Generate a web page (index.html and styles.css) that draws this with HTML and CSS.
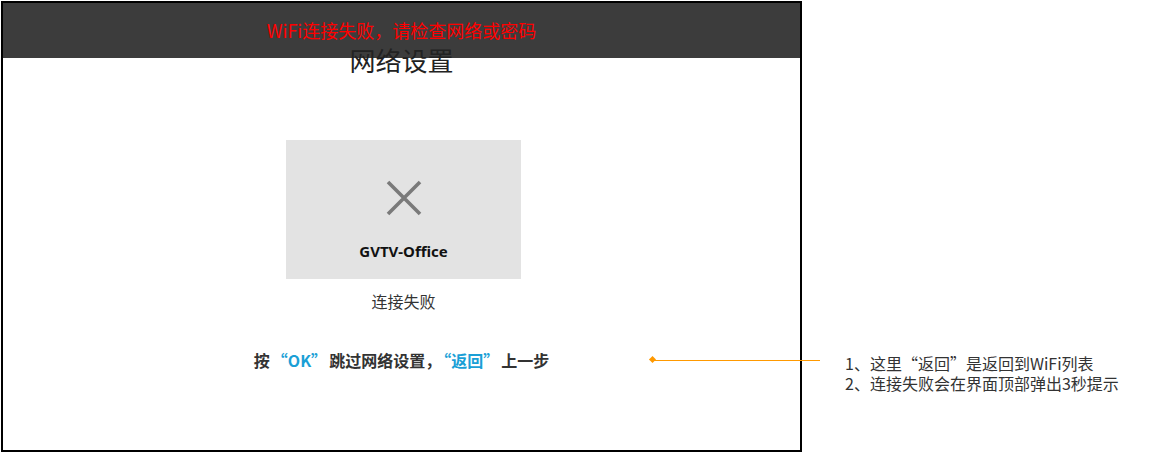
FILE: index.html
```html
<!DOCTYPE html>
<html lang="zh">
<head>
<meta charset="utf-8">
<title>网络设置</title>
<link rel="stylesheet" href="styles.css">
</head>
<body>
<div class="page">
  <div class="device">
    <div class="toast">WiFi连接失败，请检查网络或密码</div>
    <h1 class="title">网络设置</h1>
    <div class="card">
      <svg class="fail-icon" width="36" height="36" viewBox="0 0 36 36" aria-hidden="true">
        <path d="M2 2 L34 34 M34 2 L2 34" stroke="#7a7a7a" stroke-width="3.6" stroke-linecap="butt" fill="none"/>
      </svg>
      <div class="ssid">GVTV-Office</div>
    </div>
    <div class="status">连接失败</div>
    <div class="hint">按<span class="key">“OK”</span>跳过网络设置，<span class="key">“返回”</span>上一步</div>
  </div>
  <div class="note">
    <span class="connector"><span class="dot"></span></span>
    <p>1、这里“返回”是返回到WiFi列表</p>
    <p>2、连接失败会在界面顶部弹出3秒提示</p>
  </div>
</div>
</body>
</html>
```

FILE: styles.css
```css
html, body {
  margin: 0;
  padding: 0;
  background: #ffffff;
}

body {
  font-family: "Noto Sans CJK SC", "Noto Sans", sans-serif;
  color: #333333;
}

.page {
  display: flex;
  align-items: flex-start;
  padding: 1px 0 0 1px;
}

.device {
  position: relative;
  box-sizing: border-box;
  width: 801px;
  height: 451px;
  border: 2px solid #000000;
  display: flex;
  flex-direction: column;
  align-items: center;
  flex-shrink: 0;
}

.toast {
  position: absolute;
  top: 0;
  left: 0;
  right: 0;
  height: 55px;
  background: #3c3c3c;
  color: #ff0000;
  font-size: 18px;
  line-height: 24px;
  display: flex;
  align-items: center;
  justify-content: center;
  padding-bottom: 1px;
  box-sizing: border-box;
}

.title {
  position: relative;
  z-index: 1;
  margin: 40px 0 0;
  font-size: 26px;
  line-height: 34px;
  font-weight: normal;
  color: #222222;
}

.card {
  margin-top: 63px;
  margin-left: 4px;
  width: 235px;
  height: 139px;
  background: #e3e3e3;
  display: flex;
  flex-direction: column;
  align-items: center;
  box-sizing: border-box;
  padding-top: 40px;
}

.fail-icon {
  display: block;
}

.ssid {
  margin-top: 25px;
  font-family: "Noto Sans", "Noto Sans CJK SC", sans-serif;
  font-size: 15px;
  line-height: 20px;
  font-weight: bold;
  color: #111111;
}

.status {
  margin-top: 12px;
  margin-left: 4px;
  font-size: 16px;
  line-height: 20px;
  color: #333333;
}

.hint {
  margin-top: 39px;
  font-size: 16px;
  line-height: 20px;
  font-weight: bold;
  color: #333333;
}

.key {
  color: #1a9fd6;
  margin: 0 2px;
}

.note {
  position: relative;
  margin: 352px 0 0 43px;
  font-size: 16px;
  line-height: 20px;
  color: #333333;
}

.note p {
  margin: 0;
  white-space: nowrap;
}

.connector {
  position: absolute;
  left: -194px;
  top: 7px;
  width: 169px;
  height: 1px;
  background: #ff9900;
}

.connector .dot {
  position: absolute;
  left: -1px;
  top: -3px;
  width: 5px;
  height: 5px;
  background: #ff9900;
  transform: rotate(45deg);
}
```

+===+

__EXERCISE BRIEF__:
Repeat verbatim all the material, but not the pictures.

__TASK RESPONSE__:
Generate a web page (index.html and styles.css) that draws this with HTML and CSS.
FILE: index.html
```html
<!DOCTYPE html>
<html lang="zh">
<head>
<meta charset="utf-8">
<title>网络设置</title>
<link rel="stylesheet" href="styles.css">
</head>
<body>
<div class="page">
  <div class="device">
    <div class="toast">WiFi连接失败，请检查网络或密码</div>
    <h1 class="title">网络设置</h1>
    <div class="card">
      <svg class="fail-icon" width="36" height="36" viewBox="0 0 36 36" aria-hidden="true">
        <path d="M2 2 L34 34 M34 2 L2 34" stroke="#7a7a7a" stroke-width="3.6" stroke-linecap="butt" fill="none"/>
      </svg>
      <div class="ssid">GVTV-Office</div>
    </div>
    <div class="status">连接失败</div>
    <div class="hint">按<span class="key">“OK”</span>跳过网络设置，<span class="key">“返回”</span>上一步</div>
  </div>
  <div class="note">
    <span class="connector"><span class="dot"></span></span>
    <p>1、这里“返回”是返回到WiFi列表</p>
    <p>2、连接失败会在界面顶部弹出3秒提示</p>
  </div>
</div>
</body>
</html>
```

FILE: styles.css
```css
html, body {
  margin: 0;
  padding: 0;
  background: #ffffff;
}

body {
  font-family: "Noto Sans CJK SC", "Noto Sans", sans-serif;
  color: #333333;
}

.page {
  display: flex;
  align-items: flex-start;
  padding: 1px 0 0 1px;
}

.device {
  position: relative;
  box-sizing: border-box;
  width: 801px;
  height: 451px;
  border: 2px solid #000000;
  display: flex;
  flex-direction: column;
  align-items: center;
  flex-shrink: 0;
}

.toast {
  position: absolute;
  top: 0;
  left: 0;
  right: 0;
  height: 55px;
  background: #3c3c3c;
  color: #ff0000;
  font-size: 18px;
  line-height: 24px;
  display: flex;
  align-items: center;
  justify-content: center;
  padding-bottom: 1px;
  box-sizing: border-box;
}

.title {
  position: relative;
  z-index: 1;
  margin: 40px 0 0;
  font-size: 26px;
  line-height: 34px;
  font-weight: normal;
  color: #222222;
}

.card {
  margin-top: 63px;
  margin-left: 4px;
  width: 235px;
  height: 139px;
  background: #e3e3e3;
  display: flex;
  flex-direction: column;
  align-items: center;
  box-sizing: border-box;
  padding-top: 40px;
}

.fail-icon {
  display: block;
}

.ssid {
  margin-top: 25px;
  font-family: "Noto Sans", "Noto Sans CJK SC", sans-serif;
  font-size: 15px;
  line-height: 20px;
  font-weight: bold;
  color: #111111;
}

.status {
  margin-top: 12px;
  margin-left: 4px;
  font-size: 16px;
  line-height: 20px;
  color: #333333;
}

.hint {
  margin-top: 39px;
  font-size: 16px;
  line-height: 20px;
  font-weight: bold;
  color: #333333;
}

.key {
  color: #1a9fd6;
  margin: 0 2px;
}

.note {
  position: relative;
  margin: 352px 0 0 43px;
  font-size: 16px;
  line-height: 20px;
  color: #333333;
}

.note p {
  margin: 0;
  white-space: nowrap;
}

.connector {
  position: absolute;
  left: -194px;
  top: 7px;
  width: 169px;
  height: 1px;
  background: #ff9900;
}

.connector .dot {
  position: absolute;
  left: -1px;
  top: -3px;
  width: 5px;
  height: 5px;
  background: #ff9900;
  transform: rotate(45deg);
}
```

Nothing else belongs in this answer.